OVERBY: AIPAC isn't in the business of opposing Israeli government positions. It took on the Obama administration instead. AIPAC spokesmen declined to speak on the record for this story. Aaron David Miller is a former Middle East negotiator for the State Department. Now he's a scholar at the Wilson International Center in Washington.
AARON DAVID MILLER: This pro-Israeli community has a powerful voice. There's no question about it. But it does not and has never had a veto over what a willful and skillful and determined American president does.
OVERBY: AIPAC has lost big legislative battles over aid to Israel, in 1975, 1980 and 1991.
MILLER: They lost all three of these fights. And yet, no one could argue that 15 or 20 years later, this organization has any less influence.
OVERBY: In fact, after each of those fights, AIPAC's membership and fundraising spiked. In special interest politics, there's nothing like losing to enhance the bottom line. AIPAC has rivals in the pro-Israel lobby. One is J Street. It's younger, more liberal and much smaller. Last year, J Street spent $400,000 on lobbying compared to 3 million by AIPAC. J Street's president, Jeremy Ben-Ami, said the outcome on the Iran deal has long-term significance.
JEREMY BEN-AMI: It's not everything changes from here on in. But one will look back at it this and say this was a very important moment. And from here on in, you can't talk about the American Jewish political community the same way that you did before.
OVERBY: In the short term, Congress is expected to produce a big aid package for Israel that should have broad support, except the conservatives might add amendments to obstruct the Iran deal. Again, Jeremy.
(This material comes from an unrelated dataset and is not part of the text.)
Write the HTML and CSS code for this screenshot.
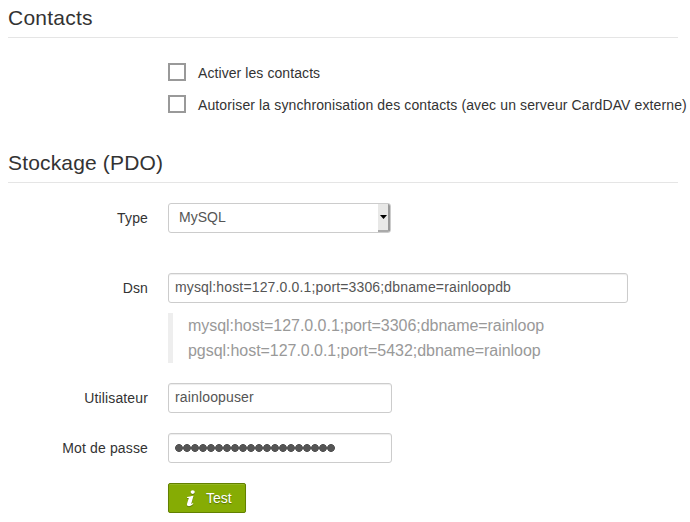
FILE: index.html
```html
<!DOCTYPE html>
<html lang="fr">
<head>
<meta charset="utf-8">
<title>Contacts</title>
<link rel="stylesheet" href="styles.css">
</head>
<body>
<form class="form">
  <div class="legend">Contacts</div>
  <div class="checks">
    <div class="check"><span class="box"></span><span class="check-text">Activer les contacts</span></div>
    <div class="check"><span class="box"></span><span class="check-text sync">Autoriser la synchronisation des contacts (avec un serveur CardDAV externe)</span></div>
  </div>
  <div class="legend storage">Stockage (PDO)</div>
  <div class="row row-type">
    <div class="label">Type</div>
    <div class="field select"><span class="value">MySQL</span><span class="arrow"><svg width="7" height="4" viewBox="0 0 7 4"><path d="M0 0h7L3.5 4z"/></svg></span></div>
  </div>
  <div class="row row-dsn">
    <div class="label">Dsn</div>
    <div class="controls">
      <div class="field wide"><span class="value dsn">mysql:host=127.0.0.1;port=3306;dbname=rainloopdb</span></div>
      <div class="quote"><div>mysql:host=127.0.0.1;port=3306;dbname=rainloop</div><div>pgsql:host=127.0.0.1;port=5432;dbname=rainloop</div></div>
    </div>
  </div>
  <div class="row">
    <div class="label">Utilisateur</div>
    <div class="field"><span class="value user">rainloopuser</span></div>
  </div>
  <div class="row">
    <div class="label">Mot de passe</div>
    <div class="field"><span class="dots"></span></div>
  </div>
  <div class="button">
    <svg class="info" width="10" height="17" viewBox="0 0 10 17"><ellipse cx="6.7" cy="2.1" rx="2.1" ry="1.8"/><path d="M1.2 7.1C3 6.8 5 6 7.5 5.7L5.4 13.2C5.2 14.3 5.7 14 6.8 12.9L7.4 13.4C5.8 15.4 4 16.3 2.3 16.1C1 15.9.7 14.9 1.1 13.6L2.7 8.4C2.9 7.7 2 7.9 1 8z"/></svg>
    <span>Test</span>
  </div>
</form>
</body>
</html>
```
FILE: styles.css
```css
* { box-sizing: border-box; }
body {
  margin: 0;
  background: #fff;
  color: #333;
  font: 14px/20px "Liberation Sans", Arial, sans-serif;
  overflow: hidden;
}
.form { width: 670px; margin-left: 8px; }
.legend {
  height: 38px;
  border-bottom: 1px solid #e5e5e5;
  font-size: 21px;
  line-height: 36px;
  letter-spacing: 0.23px;
}
.storage { letter-spacing: 0.16px; }
.checks {
  display: flex;
  flex-direction: column;
  gap: 12px;
  padding: 24px 0 31px 160px;
}
.check { display: flex; align-items: center; height: 20px; gap: 12px; white-space: nowrap; }
.box { width: 18px; height: 18px; border: 2px solid #999; flex: none; }
.check-text { padding-top: 1px; letter-spacing: 0.08px; }
.sync { letter-spacing: 0.12px; }
.row { display: flex; gap: 20px; margin-bottom: 20px; }
.row-type { margin: 20px 0 40px; }
.label { width: 140px; text-align: right; padding-top: 5px; letter-spacing: 0.14px; }
.field {
  display: flex;
  width: 224px;
  height: 30px;
  padding: 4px 6px;
  border: 1px solid #ccc;
  border-radius: 3px;
  box-shadow: inset 0 1px 1px rgba(0, 0, 0, 0.075);
  color: #555;
  white-space: nowrap;
}
.value { line-height: 19px; letter-spacing: 0.15px; }
.wide { width: 460px; }
.select { width: 223px; padding: 0 0 0 10px; justify-content: space-between; box-shadow: none; }
.select .value { line-height: 27px; letter-spacing: 0; }
.arrow {
  display: flex;
  align-items: center;
  justify-content: center;
  width: 12px;
  background: #e8e8e7;
  border-right: 2px solid #999;
  border-bottom: 2px solid #aaa;
  border-radius: 0 2px 2px 0;
}
.quote {
  height: 50px;
  margin-top: 10px;
  padding-left: 15px;
  border-left: 5px solid #eee;
  color: #999;
  font-size: 16px;
  line-height: 25px;
  letter-spacing: -0.04px;
}
.dots {
  width: 160px;
  height: 8px;
  margin-top: 6px;
  background: radial-gradient(circle at 4px 4px, #555 3.6px, transparent 4.2px) 0 0 / 8px 8px;
}
.button {
  display: flex;
  align-items: center;
  width: 78px;
  height: 30px;
  margin-left: 160px;
  padding-left: 17px;
  border: 1px solid #628000;
  border-radius: 2px;
  background: #86ac04;
  box-shadow: inset 0 1px 0 rgba(255, 255, 255, 0.12), 0 1px 2px rgba(0, 0, 0, 0.06);
  color: #fff;
  text-shadow: 0 1px 1px rgba(0, 0, 0, 0.35);
  gap: 10px;
}
.info { fill: #fff; filter: drop-shadow(0 1px 0.5px rgba(0, 0, 0, 0.3)); }
```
BEN-AMI: If that legislation is used as a Trojan horse to contain poison pills that are designed to undermine the deal, then there's going to be yet another fight.
OVERBY: AIPAC members will be reassessing Democratic lawmakers who voted for the deal. Josh Block is a former AIPAC spokesman who now heads a group called The Israel Project.
JOSH BLOCK: How they move ahead and support those members of Congress or seek to support others to replace them is an open question. You know, in politics, hindsight isn't just a matter of hindsight. It's a matter of accountability.
OVERBY: And despite this loss, AIPAC still has plenty of power to hold lawmakers accountable. Peter Overby, NPR News, Washington.